Doubtless you will quote to me this proverb: "Physician, heal yourself.”

On Election Day, I wrote one of these posts in which I extolled the virtue of taking the long view. Well, I have to admit, since about 10pm Tuesday evening, I have been having a very hard time taking my own advice.

Yesterday was a day of mourning for me. When I woke up and checked the news, just to confirm what had looked inevitable but was not yet official when I went to bed, everything looked bleak. I felt a deep sadness that I lived in a country that could choose someone so unrepentantly vile and, in my opinion, dangerous to be our head of state and commander-in-chief. I felt fear for the people he had vilified so relentlessly throughout his campaign: Latinos, immigrants, Muslims, disabled people, and women who do not meet his shallow standard of beauty. I felt anger when it occurred to me that as a straight white man I really had nothing to worry about. The injustice of that stuck in my craw, and I said a prayer for all those whose fears and worries are real and legitimate.

Natalie told me yesterday that a friend of hers in Scranton, a college-age black man, had an encounter with a group of white men in a pickup truck festooned with the Confederate flag. They shouted insults at him, and one of them reportedly said, “Welcome to the new America, n***er!” Let that sink in for a moment.

So yesterday was rough. On my way home from my board meeting with the Ohio Council of Churches, Ani DiFranco’s song “Wish I May” came up on my playlist. Talk about serendipity. Her words exactly mirrored my mood:

Don’t tell me it’s going to be all right;
you can’t sell me on your optimism tonight.”

But the earth continued to rotate, night came, morning came, and now, two days on, I’m looking for ways to take that long view I wrote about Tuesday. It still looks pretty bleak, but I think in time some perspective will emerge.

"The Triumph of Faith" by Eugene Thirion is a public domain image

"The Triumph of Faith" by Eugene Thirion is a public domain image

I have begun thinking, for instance, about the Jesus movement of the first century, which evolved into the early church. For the first three hundred or more years of the church’s existence, Christianity was considered a dangerous cult, and its members who refused to swear the loyalty oath and offer the customary pinch of incense to the Emperor were labeled traitors and seditionists. When tyrants such as Nero or Domitian or Diocletian came along with their red caps and the slogan, “Make Rome Great Again,” it was often the Christians who bore the brunt of their fury. The Roman officials made them the scapegoats for the burning of Rome, for undermining civic morality, and for a variety of other social ills, depending on what political points they needed to score. It was a tough three centuries.

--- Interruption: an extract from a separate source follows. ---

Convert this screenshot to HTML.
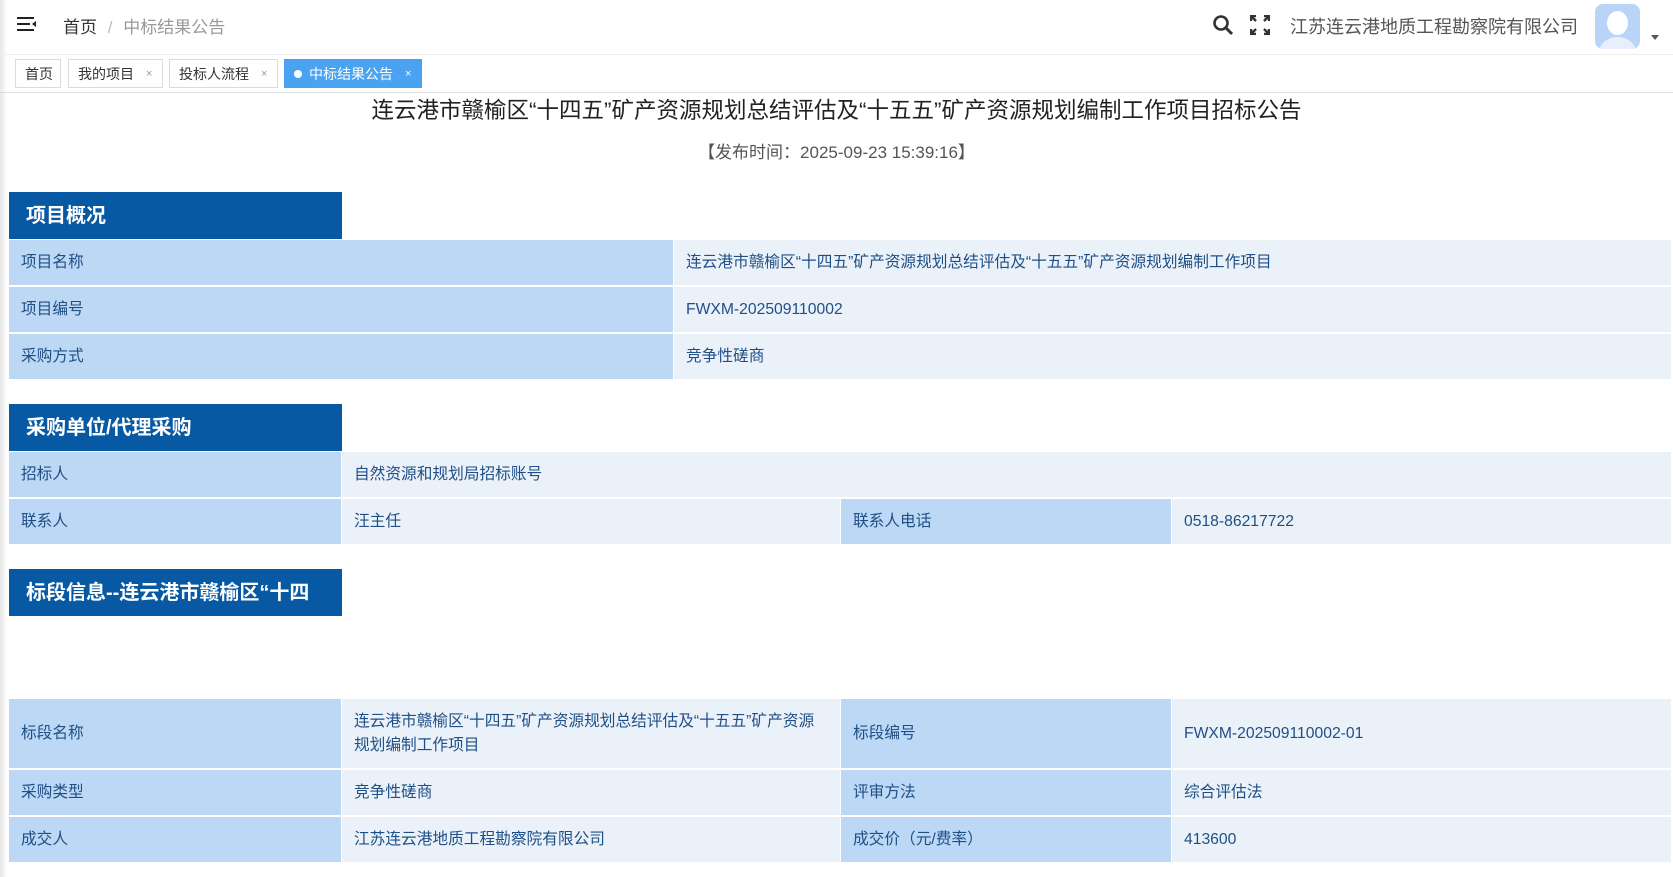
<!DOCTYPE html>
<html><head><meta charset="utf-8"><style>
*{margin:0;padding:0;box-sizing:border-box}
body{width:1673px;height:877px;overflow:hidden;background:#fff;font-family:"Liberation Sans","Noto Sans CJK SC",sans-serif;position:relative}
.a{position:absolute}
.lb{position:absolute;background:#bcd8f5;color:#1f4f86;font-size:15.7px;line-height:24px;display:flex;align-items:center;padding-left:12px}
.vl{position:absolute;background:#eaf1f9;color:#1f4f86;font-size:15.7px;display:flex;align-items:center;padding-left:12px;padding-right:16px;line-height:24px}
.hd{position:absolute;left:9px;width:333px;background:#0759a3;color:#fff;font-size:20px;line-height:24px;font-weight:bold;display:flex;align-items:center;padding-left:17px}
.tab{position:absolute;top:59px;height:29px;border:1px solid #dcdcdc;font-size:14px;color:#333;display:flex;align-items:center;padding-left:9px}
.tab i{font-style:normal;color:#999;font-size:11px;margin-left:12px}
</style></head><body>
<div class="a" style="left:0;top:0;width:7px;height:877px;background:linear-gradient(90deg,#e6e6e6,#fff)"></div>
<div class="a" style="left:0;top:54px;width:1673px;height:1px;background:#eee"></div>
<svg class="a" style="left:17px;top:16px" width="20" height="16" viewBox="0 0 20 16"><rect x="0" y="1" width="17" height="2" fill="#222"/><rect x="0" y="7" width="13" height="2" fill="#222"/><rect x="0" y="13" width="17" height="2" fill="#222"/><path d="M19 5v6l-4-3z" fill="#222"/></svg>
<div class="a" style="left:63px;top:13px;font-size:17px;color:#333">首页 <span style="color:#bbb;margin:0 6px">/</span> <span style="color:#999">中标结果公告</span></div>
<svg class="a" style="left:1212px;top:14px" width="22" height="22" viewBox="0 0 22 22"><circle cx="9" cy="9" r="6.5" stroke="#333" stroke-width="2.6" fill="none"/><path d="M14 14l6 6" stroke="#333" stroke-width="3"/></svg>
<svg class="a" style="left:1250px;top:15px" width="20" height="20" viewBox="0 0 20 20" stroke="#333" stroke-width="2.4" fill="none"><path d="M1 6V1h5M14 1h5v5M19 14v5h-5M6 19H1v-5M2 2l4 4M18 2l-4 4M18 18l-4-4M2 18l4-4"/></svg>
<div class="a" style="left:1290px;top:13px;font-size:18px;color:#555">江苏连云港地质工程勘察院有限公司</div>
<div class="a" style="left:1595px;top:4px;width:45px;height:45px;border-radius:8px;background:#b9d4f7;overflow:hidden"><div class="a" style="left:12px;top:7px;width:21px;height:24px;border-radius:50%;background:#fff"></div><div class="a" style="left:4px;top:33px;width:37px;height:30px;border-radius:50%;background:#e6effb"></div></div>
<div class="a" style="left:1651px;top:35px;border:4px solid transparent;border-top:5px solid #555"></div>
<div class="tab" style="left:15px;width:46px">首页</div>
<div class="tab" style="left:68px;width:95px">我的项目<i>×</i></div>
<div class="tab" style="left:169px;width:109px">投标人流程<i>×</i></div>
<div class="tab" style="left:284px;width:138px;background:#4aa3f1;border-color:#4aa3f1;color:#fff"><span style="width:8px;height:8px;border-radius:50%;background:#fff;margin-right:7px"></span>中标结果公告<i style="color:#fff">×</i></div>
<div class="a" style="left:0;top:92px;width:1673px;height:1px;background:#ddd"></div>
<div class="a" style="left:0;top:93px;width:1673px;text-align:center;font-size:22.5px;color:#222">连云港市赣榆区“十四五”矿产资源规划总结评估及“十五五”矿产资源规划编制工作项目招标公告</div>
<div class="a" style="left:0;top:138px;width:1673px;text-align:center;font-size:17px;color:#555">【发布时间：2025-09-23 15:39:16】</div>

<div class="hd" style="top:192px;height:47px">项目概况</div>
<div class="lb" style="left:9px;top:240px;width:664px;height:45px">项目名称</div><div class="vl" style="left:674px;top:240px;width:997px;height:45px">连云港市赣榆区“十四五”矿产资源规划总结评估及“十五五”矿产资源规划编制工作项目</div>
<div class="lb" style="left:9px;top:287px;width:664px;height:45px">项目编号</div><div class="vl" style="left:674px;top:287px;width:997px;height:45px">FWXM-202509110002</div>
<div class="lb" style="left:9px;top:334px;width:664px;height:45px">采购方式</div><div class="vl" style="left:674px;top:334px;width:997px;height:45px">竞争性磋商</div>

<div class="hd" style="top:404px;height:47px">采购单位/代理采购</div>
<div class="lb" style="left:9px;top:452px;width:332px;height:45px">招标人</div><div class="vl" style="left:342px;top:452px;width:1329px;height:45px">自然资源和规划局招标账号</div>
<div class="lb" style="left:9px;top:499px;width:332px;height:45px">联系人</div><div class="vl" style="left:342px;top:499px;width:498px;height:45px">汪主任</div>
<div class="lb" style="left:841px;top:499px;width:330px;height:45px">联系人电话</div><div class="vl" style="left:1172px;top:499px;width:499px;height:45px">0518-86217722</div>

<div class="hd" style="top:569px;height:47px">标段信息--连云港市赣榆区“十四</div>
<div class="lb" style="left:9px;top:699px;width:332px;height:69px">标段名称</div><div class="vl" style="left:342px;top:699px;width:498px;height:69px;padding-right:20px">连云港市赣榆区“十四五”矿产资源规划总结评估及“十五五”矿产资源规划编制工作项目</div>
<div class="lb" style="left:841px;top:699px;width:330px;height:69px">标段编号</div><div class="vl" style="left:1172px;top:699px;width:499px;height:69px">FWXM-202509110002-01</div>
<div class="lb" style="left:9px;top:770px;width:332px;height:45px">采购类型</div><div class="vl" style="left:342px;top:770px;width:498px;height:45px">竞争性磋商</div>
<div class="lb" style="left:841px;top:770px;width:330px;height:45px">评审方法</div><div class="vl" style="left:1172px;top:770px;width:499px;height:45px">综合评估法</div>
<div class="lb" style="left:9px;top:817px;width:332px;height:45px">成交人</div><div class="vl" style="left:342px;top:817px;width:498px;height:45px">江苏连云港地质工程勘察院有限公司</div>
<div class="lb" style="left:841px;top:817px;width:330px;height:45px">成交价（元/费率）</div><div class="vl" style="left:1172px;top:817px;width:499px;height:45px">413600</div>
</body></html>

But here’s the thing. During all those years, the greater part of the church took the long view. Sure, there were some deserters who recanted under fear of imprisonment or death, and others who fell away for the myriad reasons people still fall away today. But for the most part, the Christians bore up under the persecution, the mockery, the vilification and ostracism, the death by a thousand cuts that they faced from neighbors and officials alike. They were crucified, burned, flayed, drowned, torn to pieces by wild animals in the arena. They suffered under leaders they had no part in choosing.

And yet they endured. Not just endured, but thrived. Not just thrived, but inspired. When they went to the cross or the stake or the Colosseum with peace in their hearts and forgiveness on their lips, when they maintained their faith in the face of unspeakable torture, when they held to their ideals of nonviolence and loving their enemies even as their children were slaughtered in front of them, they set an example that both shamed and converted their opponents … and eventually toppled an empire.

They took the long view. They said, along with Paul, “I consider that the sufferings of this present time are not worth comparing with the glory about to be revealed to us” (Rom 8:18). They believed, as Paul also wrote, “This slight momentary affliction is preparing us for an eternal weight of glory beyond all measure, because we look not at what can be seen but at what cannot be seen; for what can be seen is temporary, but what cannot be seen is eternal” (2 Cor 4:17–18).

Now is our time to remain faithful. To keep looking for that which cannot be seen. To keep working for what is eternal.

Love is eternal.

Let us remain steadfast in love, and let us follow as love leads us to stand up for justice, to work side-by-side with the marginalized, and to live as the children of light. We will get through this. Not just get through it, but thrive. Not just thrive, but inspire. This is our time. Led by Christ Jesus and accompanied by the Holy Spirit, we will rise to the occasion.